[Records contained in a dataset]
......
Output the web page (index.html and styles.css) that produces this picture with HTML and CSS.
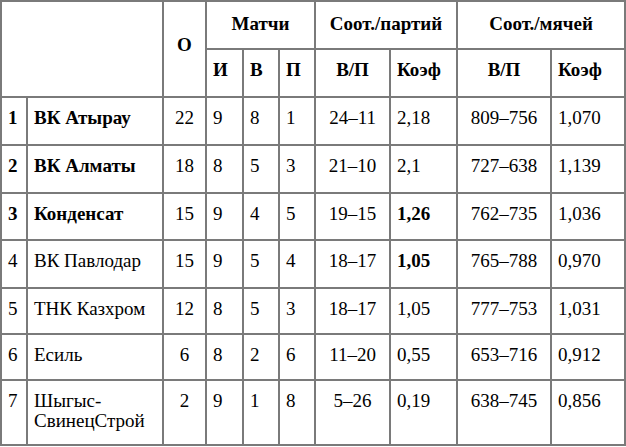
FILE: index.html
```html
<!DOCTYPE html>
<html>
<head>
<meta charset="utf-8">
<title>Таблица</title>
<link rel="stylesheet" href="styles.css">
</head>
<body class="page">
<table class="standings">
  <colgroup>
    <col class="c-pos">
    <col class="c-team">
    <col class="c-pts">
    <col class="c-m">
    <col class="c-m2">
    <col class="c-m2">
    <col class="c-sets">
    <col class="c-setk">
    <col class="c-balls">
    <col class="c-ballk">
  </colgroup>
  <thead>
    <tr class="h-top">
      <th class="cell" colspan="2" rowspan="2"></th>
      <th class="cell pts-head" rowspan="2">О</th>
      <th class="cell center" colspan="3">Матчи</th>
      <th class="cell center" colspan="2">Соот./партий</th>
      <th class="cell center" colspan="2">Соот./мячей</th>
    </tr>
    <tr class="h-sub">
      <th class="cell">И</th>
      <th class="cell">В</th>
      <th class="cell">П</th>
      <th class="cell center">В/П</th>
      <th class="cell">Коэф</th>
      <th class="cell center">В/П</th>
      <th class="cell">Коэф</th>
    </tr>
  </thead>
  <tbody>
    <tr class="r48">
      <td class="cell b">1</td><td class="cell b">ВК Атырау</td><td class="cell center">22</td>
      <td class="cell">9</td><td class="cell">8</td><td class="cell">1</td>
      <td class="cell center">24–11</td><td class="cell">2,18</td><td class="cell center">809–756</td><td class="cell">1,070</td>
    </tr>
    <tr class="r48">
      <td class="cell b">2</td><td class="cell b">ВК Алматы</td><td class="cell center">18</td>
      <td class="cell">8</td><td class="cell">5</td><td class="cell">3</td>
      <td class="cell center">21–10</td><td class="cell">2,1</td><td class="cell center">727–638</td><td class="cell">1,139</td>
    </tr>
    <tr class="r47">
      <td class="cell b">3</td><td class="cell b">Конденсат</td><td class="cell center">15</td>
      <td class="cell">9</td><td class="cell">4</td><td class="cell">5</td>
      <td class="cell center">19–15</td><td class="cell b">1,26</td><td class="cell center">762–735</td><td class="cell">1,036</td>
    </tr>
    <tr class="r48">
      <td class="cell">4</td><td class="cell">ВК Павлодар</td><td class="cell center">15</td>
      <td class="cell">9</td><td class="cell">5</td><td class="cell">4</td>
      <td class="cell center">18–17</td><td class="cell b">1,05</td><td class="cell center">765–788</td><td class="cell">0,970</td>
    </tr>
    <tr class="r46">
      <td class="cell">5</td><td class="cell">ТНК Казхром</td><td class="cell center">12</td>
      <td class="cell">8</td><td class="cell">5</td><td class="cell">3</td>
      <td class="cell center">18–17</td><td class="cell">1,05</td><td class="cell center">777–753</td><td class="cell">1,031</td>
    </tr>
    <tr class="r46">
      <td class="cell">6</td><td class="cell">Есиль</td><td class="cell center">6</td>
      <td class="cell">8</td><td class="cell">2</td><td class="cell">6</td>
      <td class="cell center">11–20</td><td class="cell">0,55</td><td class="cell center">653–716</td><td class="cell">0,912</td>
    </tr>
    <tr class="r65">
      <td class="cell">7</td><td class="cell">Шыгыс-СвинецСтрой</td><td class="cell center">2</td>
      <td class="cell">9</td><td class="cell">1</td><td class="cell">8</td>
      <td class="cell center">5–26</td><td class="cell">0,19</td><td class="cell center">638–745</td><td class="cell">0,856</td>
    </tr>
  </tbody>
</table>
</body>
</html>
```

FILE: styles.css
```css
.page {
  margin: 0;
  background: #ffffff;
  color: #000000;
  font-family: "Liberation Serif", serif;
  font-size: 19px;
}

.standings {
  border-collapse: separate;
  border-spacing: 0;
  border: 1px solid #7a7a7a;
  table-layout: fixed;
  width: 626px;
  font-size: 19px;
  font-family: "Liberation Serif", serif;
}

.c-pos { width: 26px; }
.c-team { width: 136px; }
.c-pts { width: 43px; }
.c-m { width: 37px; }
.c-m2 { width: 36px; }
.c-sets { width: 75px; }
.c-setk { width: 67px; }
.c-balls { width: 94px; }
.c-ballk { width: 74px; }

.standings .cell {
  border: 1px solid #7a7a7a;
  padding: 10px 6px 0 6px;
  vertical-align: top;
  text-align: left;
  line-height: 20px;
  font-weight: normal;
  font-size: 19px;
  font-family: "Liberation Serif", serif;
}

.standings th.cell {
  font-weight: bold;
}

.standings .center {
  text-align: center;
}

.standings .b {
  font-weight: bold;
}

.h-top { height: 48px; }
.standings .h-top .cell { padding-top: 12px; }
.h-sub { height: 48px; }

.standings .h-top .pts-head {
  text-align: center;
  padding-top: 33px;
}

.r48 { height: 48px; }
.r47 { height: 47px; }
.r46 { height: 46px; }
.r65 { height: 65px; }
```
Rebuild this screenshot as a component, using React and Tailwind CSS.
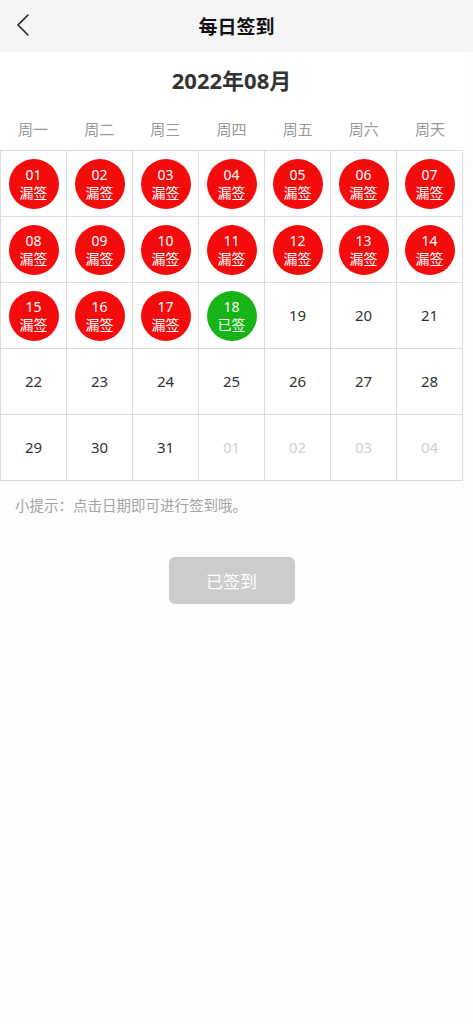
import React from "react";

const FONT = { fontFamily: '"Noto Sans", "Noto Sans CJK SC", sans-serif' };
const CJK = { fontFamily: '"Noto Sans CJK SC", sans-serif' };

const weekdays = ["周一", "周二", "周三", "周四", "周五", "周六", "周天"];

function buildDays() {
  const days = [];
  for (let d = 1; d <= 31; d++) {
    let state = "plain";
    if (d <= 17) state = "missed";
    else if (d === 18) state = "signed";
    days.push({ label: String(d).padStart(2, "0"), state });
  }
  for (let d = 1; d <= 4; d++) {
    days.push({ label: "0" + d, state: "next" });
  }
  return days;
}

function Cell({ day }) {
  return (
    <div className="h-[66px] border-r border-b border-[#dcdcdc] flex items-center justify-center">
      {day.state === "missed" && (
        <div className="w-[50px] h-[50px] rounded-full bg-[#f40b0b] flex flex-col items-center justify-center text-white text-[14px] leading-[18px]">
          <span>{day.label}</span>
          <span>漏签</span>
        </div>
      )}
      {day.state === "signed" && (
        <div className="w-[50px] h-[50px] rounded-full bg-[#16b416] flex flex-col items-center justify-center text-white text-[14px] leading-[18px]">
          <span>{day.label}</span>
          <span>已签</span>
        </div>
      )}
      {day.state === "plain" && (
        <span className="text-[15px] text-[#333]">{day.label}</span>
      )}
      {day.state === "next" && (
        <span className="text-[15px] text-[#cfcfcf]">{day.label}</span>
      )}
    </div>
  );
}

export default function App() {
  const days = buildDays();
  return (
    <div className="min-h-[1024px] w-[473px] bg-[#fdfdfd]" style={FONT}>
      <div className="relative h-[52px] bg-[#f5f5f5] flex items-center justify-center">
        <svg
          className="absolute left-[15px] top-[13px]"
          width="16"
          height="24"
          viewBox="0 0 16 24"
          fill="none"
        >
          <path d="M13 2 L3 12 L13 22" stroke="#222" strokeWidth="1.6" strokeLinecap="round" strokeLinejoin="round" />
        </svg>
        <span className="text-[19px] font-bold text-[#111]" style={CJK}>每日签到</span>
      </div>

      <div className="w-[463px] bg-white">
        <div className="h-[56px] flex items-center justify-center">
          <span className="text-[22px] font-bold text-[#333]">2022年08月</span>
        </div>
        <div className="h-[42px] grid grid-cols-7 items-center">
          {weekdays.map((w) => (
            <div key={w} className="text-center text-[15px] text-[#999]" style={CJK}>
              {w}
            </div>
          ))}
        </div>
        <div className="grid grid-cols-7 border-l border-t border-[#dcdcdc]">
          {days.map((d, i) => (
            <Cell key={i} day={d} />
          ))}
        </div>
      </div>

      <div className="w-[463px]">
        <div className="h-[48px] flex items-center px-[15px] text-[14.5px] text-[#a3a3a3]" style={CJK}>
          小提示：点击日期即可进行签到哦。
        </div>
        <div className="mt-[28px] flex justify-center">
          <div className="w-[126px] h-[47px] rounded-[6px] bg-[#cccccc] flex items-center justify-center text-white text-[17px]" style={CJK}>
            已签到
          </div>
        </div>
      </div>
    </div>
  );
}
......
Report the number of lines in the listing that include the string "React"; give nothing but the number.

THE RESULT:
2